▶ [REQUIRED WORK]: Omit all images, then return the remaining material exactly as it stands.
*** MATERIAL FOR THIS TASK ***
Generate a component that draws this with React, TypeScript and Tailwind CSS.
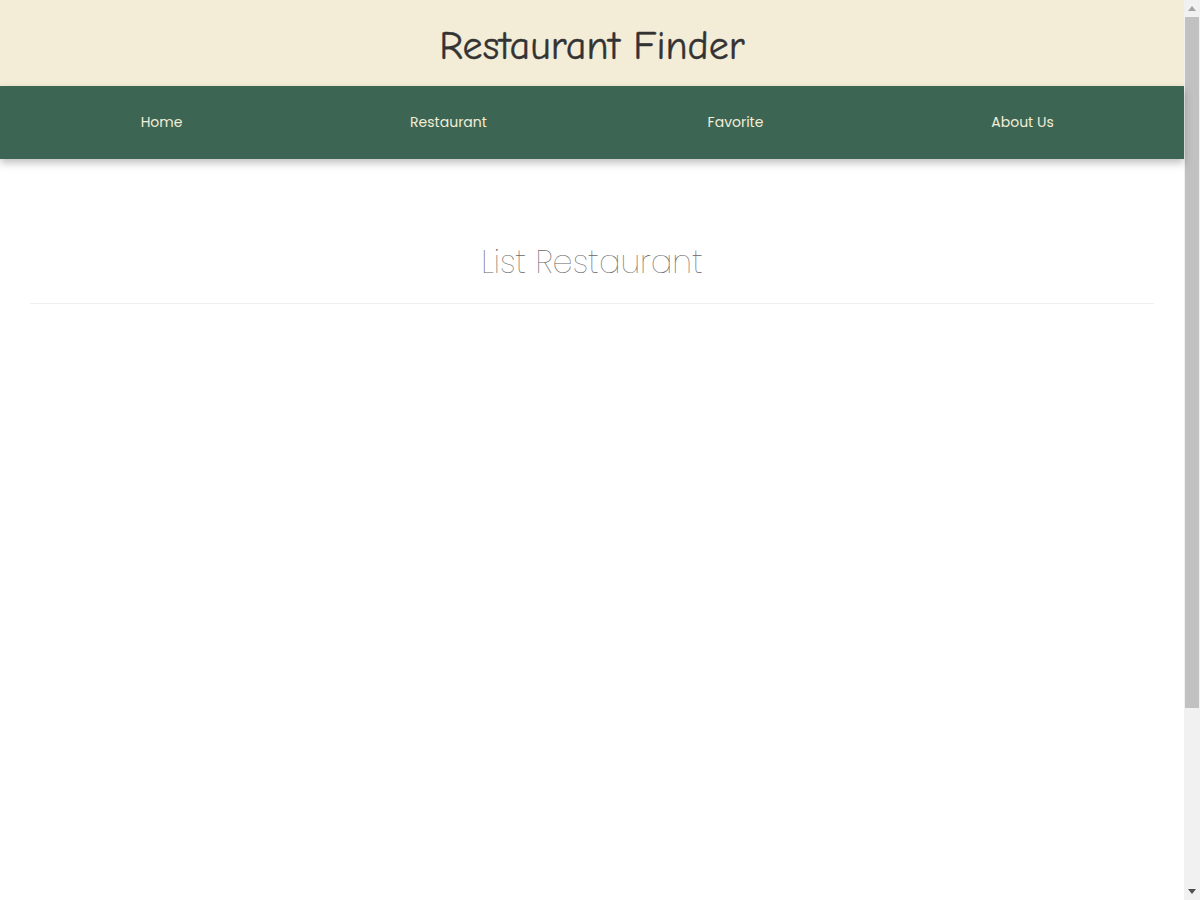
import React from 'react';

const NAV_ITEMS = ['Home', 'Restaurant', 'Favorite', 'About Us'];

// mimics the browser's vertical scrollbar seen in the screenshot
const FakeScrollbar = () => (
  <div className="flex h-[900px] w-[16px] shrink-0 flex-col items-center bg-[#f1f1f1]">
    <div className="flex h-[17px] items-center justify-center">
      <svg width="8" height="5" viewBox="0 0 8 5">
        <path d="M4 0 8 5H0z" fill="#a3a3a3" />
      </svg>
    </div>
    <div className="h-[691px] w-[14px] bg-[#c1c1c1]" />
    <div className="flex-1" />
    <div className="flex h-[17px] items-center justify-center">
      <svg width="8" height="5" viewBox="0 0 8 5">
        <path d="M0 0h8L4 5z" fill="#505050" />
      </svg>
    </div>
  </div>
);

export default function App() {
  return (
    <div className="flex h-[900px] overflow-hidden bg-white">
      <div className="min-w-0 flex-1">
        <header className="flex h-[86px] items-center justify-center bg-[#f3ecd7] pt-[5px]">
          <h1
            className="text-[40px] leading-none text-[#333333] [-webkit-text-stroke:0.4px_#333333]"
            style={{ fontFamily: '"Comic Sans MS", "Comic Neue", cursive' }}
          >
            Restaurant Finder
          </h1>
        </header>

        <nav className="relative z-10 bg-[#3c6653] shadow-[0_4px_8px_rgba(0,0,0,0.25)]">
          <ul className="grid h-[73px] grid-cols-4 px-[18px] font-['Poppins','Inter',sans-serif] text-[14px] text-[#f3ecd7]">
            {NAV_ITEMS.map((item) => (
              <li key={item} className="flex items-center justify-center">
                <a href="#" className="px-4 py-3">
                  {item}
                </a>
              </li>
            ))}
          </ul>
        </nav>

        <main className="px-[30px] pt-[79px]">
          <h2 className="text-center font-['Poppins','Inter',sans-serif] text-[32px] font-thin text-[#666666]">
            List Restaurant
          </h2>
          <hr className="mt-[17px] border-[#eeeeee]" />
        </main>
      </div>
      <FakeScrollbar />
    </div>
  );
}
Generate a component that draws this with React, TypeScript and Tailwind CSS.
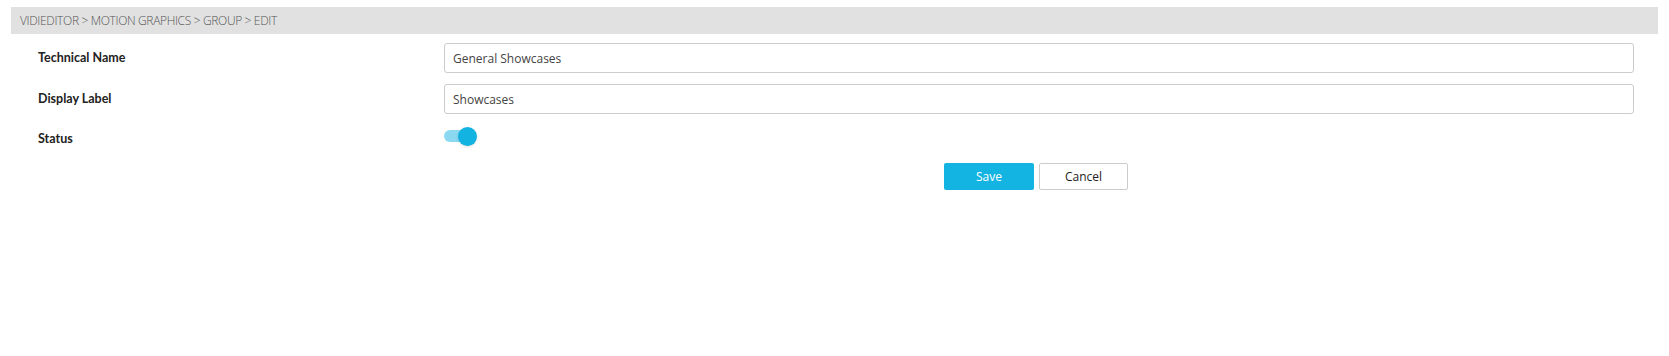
***
▶ [FULL OUTPUT]:
Generate a component that draws this with React, TypeScript and Tailwind CSS.
import React from 'react';

const NAV_ITEMS = ['Home', 'Restaurant', 'Favorite', 'About Us'];

// mimics the browser's vertical scrollbar seen in the screenshot
const FakeScrollbar = () => (
  <div className="flex h-[900px] w-[16px] shrink-0 flex-col items-center bg-[#f1f1f1]">
    <div className="flex h-[17px] items-center justify-center">
      <svg width="8" height="5" viewBox="0 0 8 5">
        <path d="M4 0 8 5H0z" fill="#a3a3a3" />
      </svg>
    </div>
    <div className="h-[691px] w-[14px] bg-[#c1c1c1]" />
    <div className="flex-1" />
    <div className="flex h-[17px] items-center justify-center">
      <svg width="8" height="5" viewBox="0 0 8 5">
        <path d="M0 0h8L4 5z" fill="#505050" />
      </svg>
    </div>
  </div>
);

export default function App() {
  return (
    <div className="flex h-[900px] overflow-hidden bg-white">
      <div className="min-w-0 flex-1">
        <header className="flex h-[86px] items-center justify-center bg-[#f3ecd7] pt-[5px]">
          <h1
            className="text-[40px] leading-none text-[#333333] [-webkit-text-stroke:0.4px_#333333]"
            style={{ fontFamily: '"Comic Sans MS", "Comic Neue", cursive' }}
          >
            Restaurant Finder
          </h1>
        </header>

        <nav className="relative z-10 bg-[#3c6653] shadow-[0_4px_8px_rgba(0,0,0,0.25)]">
          <ul className="grid h-[73px] grid-cols-4 px-[18px] font-['Poppins','Inter',sans-serif] text-[14px] text-[#f3ecd7]">
            {NAV_ITEMS.map((item) => (
              <li key={item} className="flex items-center justify-center">
                <a href="#" className="px-4 py-3">
                  {item}
                </a>
              </li>
            ))}
          </ul>
        </nav>

        <main className="px-[30px] pt-[79px]">
          <h2 className="text-center font-['Poppins','Inter',sans-serif] text-[32px] font-thin text-[#666666]">
            List Restaurant
          </h2>
          <hr className="mt-[17px] border-[#eeeeee]" />
        </main>
      </div>
      <FakeScrollbar />
    </div>
  );
}
Generate a component that draws this with React, TypeScript and Tailwind CSS.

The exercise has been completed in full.